I hate mowing lawns. Hate. HATE. Mowing the lawn was the one duty I was tasked with as a teenager, and it scarred me for life. The Midwest in the summertime is a special Hell, and for your sins, you’ll mow when it’s 95 degrees/98 percent humidity. My allergenic torments: the smell of cut grass was like tear gas, and the lawn clippings on my bare legs might as well have been poison oak. Eyes and nose running, shins itching, I’d bitch and curse my way through my appointed task every weekend. (At one point, I distinctly remember calling it “the cunting lawn”. Such was the level of my vitriol.
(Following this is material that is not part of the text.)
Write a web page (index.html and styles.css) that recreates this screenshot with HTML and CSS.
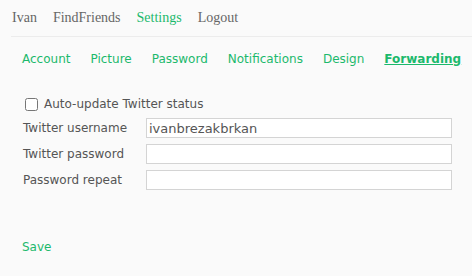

I don’t think even British people use that particular c-word modification, and our friends across the pond, they know how to spin a cuss word.) I’m sure I wasn’t the only kid who prayed for rain on Saturdays and Sundays, or better yet a drought, or perhaps some vast black seething clouds of hungry locusts. (MOWING. HATE.) Many teenagers, upon leaving The Nest, take it upon themselves to do everything that their parents told them they couldn’t: drink, smoke, do drugs, buy a motorcycle, date a (INSERT ETHNO-RELIGIOUS GROUP HERE). My ambitions were slightly less picaresque. I swore that I’d never mow another lawn again. And for some twenty years, I upheld that oath. I lived in dorms, then apartments, and when we moved into our first bona fide house, a house with a huge backyard rife with lush, green, evil Grass, I promptly hired a gardening service. “Mow and blow, fellas.” The chugging of the lawnmower (along with the smoky belching roar of the hated leafblower) was sweet music, because it was someone else doing the mowing. The noise was the perfect soundtrack to my sloth.

But something happened when we began the process of moving to the new Casa Avant, which also has a yard. I began pricing push mowers. And lawn rakes. I wanted to mow. No – I needed to mow.